(Rows from a dataset of pages and code)
## Start

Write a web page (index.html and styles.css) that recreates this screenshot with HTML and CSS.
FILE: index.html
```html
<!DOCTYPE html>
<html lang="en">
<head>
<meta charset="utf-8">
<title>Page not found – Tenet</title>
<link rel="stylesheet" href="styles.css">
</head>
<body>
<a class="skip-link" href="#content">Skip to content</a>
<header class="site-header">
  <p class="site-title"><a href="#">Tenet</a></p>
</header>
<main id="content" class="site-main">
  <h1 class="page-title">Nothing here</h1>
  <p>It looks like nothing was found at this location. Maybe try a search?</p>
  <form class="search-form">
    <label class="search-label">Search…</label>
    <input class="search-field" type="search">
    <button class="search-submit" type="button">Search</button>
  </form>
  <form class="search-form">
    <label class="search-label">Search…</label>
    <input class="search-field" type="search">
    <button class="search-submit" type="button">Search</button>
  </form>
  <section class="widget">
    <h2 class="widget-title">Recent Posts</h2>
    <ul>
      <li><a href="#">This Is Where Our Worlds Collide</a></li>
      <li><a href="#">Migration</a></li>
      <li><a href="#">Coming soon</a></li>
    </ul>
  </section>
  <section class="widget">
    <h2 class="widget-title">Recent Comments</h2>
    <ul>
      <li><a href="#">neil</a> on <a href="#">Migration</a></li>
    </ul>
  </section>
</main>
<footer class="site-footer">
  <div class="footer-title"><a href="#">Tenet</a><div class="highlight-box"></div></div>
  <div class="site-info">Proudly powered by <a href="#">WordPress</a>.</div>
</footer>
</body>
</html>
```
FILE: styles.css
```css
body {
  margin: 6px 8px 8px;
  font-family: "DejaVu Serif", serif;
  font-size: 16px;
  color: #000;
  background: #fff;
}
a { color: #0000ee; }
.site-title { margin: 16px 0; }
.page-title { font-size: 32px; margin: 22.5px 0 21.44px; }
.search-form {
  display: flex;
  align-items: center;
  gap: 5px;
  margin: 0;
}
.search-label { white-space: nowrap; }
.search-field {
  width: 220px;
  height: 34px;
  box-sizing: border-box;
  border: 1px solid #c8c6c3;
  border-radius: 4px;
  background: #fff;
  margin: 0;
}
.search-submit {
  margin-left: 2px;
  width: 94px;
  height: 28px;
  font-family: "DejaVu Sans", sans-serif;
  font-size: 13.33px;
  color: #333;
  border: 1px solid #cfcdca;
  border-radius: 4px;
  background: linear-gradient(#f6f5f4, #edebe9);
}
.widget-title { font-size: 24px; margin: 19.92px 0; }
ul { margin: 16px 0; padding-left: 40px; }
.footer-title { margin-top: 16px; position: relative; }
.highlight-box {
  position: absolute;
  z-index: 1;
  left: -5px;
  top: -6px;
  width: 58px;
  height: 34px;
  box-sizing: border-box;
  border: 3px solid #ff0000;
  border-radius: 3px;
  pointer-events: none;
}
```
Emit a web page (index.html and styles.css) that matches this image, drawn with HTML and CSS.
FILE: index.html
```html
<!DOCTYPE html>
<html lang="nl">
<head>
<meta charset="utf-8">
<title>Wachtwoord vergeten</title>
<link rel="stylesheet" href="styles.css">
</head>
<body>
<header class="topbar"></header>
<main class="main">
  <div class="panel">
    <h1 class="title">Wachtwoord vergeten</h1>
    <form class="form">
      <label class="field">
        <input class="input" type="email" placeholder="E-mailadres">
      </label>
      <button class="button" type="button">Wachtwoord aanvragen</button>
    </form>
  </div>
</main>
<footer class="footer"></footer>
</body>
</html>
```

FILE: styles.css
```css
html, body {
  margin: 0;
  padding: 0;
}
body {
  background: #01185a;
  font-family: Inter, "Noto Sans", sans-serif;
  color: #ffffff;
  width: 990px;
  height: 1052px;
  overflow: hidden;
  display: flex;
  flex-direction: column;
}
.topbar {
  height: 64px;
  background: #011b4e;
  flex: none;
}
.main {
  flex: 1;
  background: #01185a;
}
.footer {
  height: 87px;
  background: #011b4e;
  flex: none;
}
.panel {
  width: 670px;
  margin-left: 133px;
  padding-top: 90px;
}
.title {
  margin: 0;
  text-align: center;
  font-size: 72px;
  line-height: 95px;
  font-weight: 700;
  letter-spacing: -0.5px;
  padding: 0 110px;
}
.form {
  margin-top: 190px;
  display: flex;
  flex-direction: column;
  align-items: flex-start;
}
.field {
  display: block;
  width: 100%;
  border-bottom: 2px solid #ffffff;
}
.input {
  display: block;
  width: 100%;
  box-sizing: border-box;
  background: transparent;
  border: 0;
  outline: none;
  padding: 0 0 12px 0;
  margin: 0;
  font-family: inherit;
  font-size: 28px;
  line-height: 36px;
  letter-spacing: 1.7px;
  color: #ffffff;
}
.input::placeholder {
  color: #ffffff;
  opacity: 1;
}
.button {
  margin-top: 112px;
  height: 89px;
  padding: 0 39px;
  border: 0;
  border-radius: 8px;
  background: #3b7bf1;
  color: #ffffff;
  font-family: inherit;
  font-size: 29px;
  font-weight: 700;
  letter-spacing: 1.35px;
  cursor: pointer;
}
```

## End

#### [Goal]
Repeat each record exactly, leaving nothing out.

#### [Task response]
Write a web page (index.html and styles.css) that recreates this screenshot with HTML and CSS.
FILE: index.html
```html
<!DOCTYPE html>
<html lang="en">
<head>
<meta charset="utf-8">
<title>Page not found – Tenet</title>
<link rel="stylesheet" href="styles.css">
</head>
<body>
<a class="skip-link" href="#content">Skip to content</a>
<header class="site-header">
  <p class="site-title"><a href="#">Tenet</a></p>
</header>
<main id="content" class="site-main">
  <h1 class="page-title">Nothing here</h1>
  <p>It looks like nothing was found at this location. Maybe try a search?</p>
  <form class="search-form">
    <label class="search-label">Search…</label>
    <input class="search-field" type="search">
    <button class="search-submit" type="button">Search</button>
  </form>
  <form class="search-form">
    <label class="search-label">Search…</label>
    <input class="search-field" type="search">
    <button class="search-submit" type="button">Search</button>
  </form>
  <section class="widget">
    <h2 class="widget-title">Recent Posts</h2>
    <ul>
      <li><a href="#">This Is Where Our Worlds Collide</a></li>
      <li><a href="#">Migration</a></li>
      <li><a href="#">Coming soon</a></li>
    </ul>
  </section>
  <section class="widget">
    <h2 class="widget-title">Recent Comments</h2>
    <ul>
      <li><a href="#">neil</a> on <a href="#">Migration</a></li>
    </ul>
  </section>
</main>
<footer class="site-footer">
  <div class="footer-title"><a href="#">Tenet</a><div class="highlight-box"></div></div>
  <div class="site-info">Proudly powered by <a href="#">WordPress</a>.</div>
</footer>
</body>
</html>
```
FILE: styles.css
```css
body {
  margin: 6px 8px 8px;
  font-family: "DejaVu Serif", serif;
  font-size: 16px;
  color: #000;
  background: #fff;
}
a { color: #0000ee; }
.site-title { margin: 16px 0; }
.page-title { font-size: 32px; margin: 22.5px 0 21.44px; }
.search-form {
  display: flex;
  align-items: center;
  gap: 5px;
  margin: 0;
}
.search-label { white-space: nowrap; }
.search-field {
  width: 220px;
  height: 34px;
  box-sizing: border-box;
  border: 1px solid #c8c6c3;
  border-radius: 4px;
  background: #fff;
  margin: 0;
}
.search-submit {
  margin-left: 2px;
  width: 94px;
  height: 28px;
  font-family: "DejaVu Sans", sans-serif;
  font-size: 13.33px;
  color: #333;
  border: 1px solid #cfcdca;
  border-radius: 4px;
  background: linear-gradient(#f6f5f4, #edebe9);
}
.widget-title { font-size: 24px; margin: 19.92px 0; }
ul { margin: 16px 0; padding-left: 40px; }
.footer-title { margin-top: 16px; position: relative; }
.highlight-box {
  position: absolute;
  z-index: 1;
  left: -5px;
  top: -6px;
  width: 58px;
  height: 34px;
  box-sizing: border-box;
  border: 3px solid #ff0000;
  border-radius: 3px;
  pointer-events: none;
}
```
Emit a web page (index.html and styles.css) that matches this image, drawn with HTML and CSS.
FILE: index.html
```html
<!DOCTYPE html>
<html lang="nl">
<head>
<meta charset="utf-8">
<title>Wachtwoord vergeten</title>
<link rel="stylesheet" href="styles.css">
</head>
<body>
<header class="topbar"></header>
<main class="main">
  <div class="panel">
    <h1 class="title">Wachtwoord vergeten</h1>
    <form class="form">
      <label class="field">
        <input class="input" type="email" placeholder="E-mailadres">
      </label>
      <button class="button" type="button">Wachtwoord aanvragen</button>
    </form>
  </div>
</main>
<footer class="footer"></footer>
</body>
</html>
```

FILE: styles.css
```css
html, body {
  margin: 0;
  padding: 0;
}
body {
  background: #01185a;
  font-family: Inter, "Noto Sans", sans-serif;
  color: #ffffff;
  width: 990px;
  height: 1052px;
  overflow: hidden;
  display: flex;
  flex-direction: column;
}
.topbar {
  height: 64px;
  background: #011b4e;
  flex: none;
}
.main {
  flex: 1;
  background: #01185a;
}
.footer {
  height: 87px;
  background: #011b4e;
  flex: none;
}
.panel {
  width: 670px;
  margin-left: 133px;
  padding-top: 90px;
}
.title {
  margin: 0;
  text-align: center;
  font-size: 72px;
  line-height: 95px;
  font-weight: 700;
  letter-spacing: -0.5px;
  padding: 0 110px;
}
.form {
  margin-top: 190px;
  display: flex;
  flex-direction: column;
  align-items: flex-start;
}
.field {
  display: block;
  width: 100%;
  border-bottom: 2px solid #ffffff;
}
.input {
  display: block;
  width: 100%;
  box-sizing: border-box;
  background: transparent;
  border: 0;
  outline: none;
  padding: 0 0 12px 0;
  margin: 0;
  font-family: inherit;
  font-size: 28px;
  line-height: 36px;
  letter-spacing: 1.7px;
  color: #ffffff;
}
.input::placeholder {
  color: #ffffff;
  opacity: 1;
}
.button {
  margin-top: 112px;
  height: 89px;
  padding: 0 39px;
  border: 0;
  border-radius: 8px;
  background: #3b7bf1;
  color: #ffffff;
  font-family: inherit;
  font-size: 29px;
  font-weight: 700;
  letter-spacing: 1.35px;
  cursor: pointer;
}
```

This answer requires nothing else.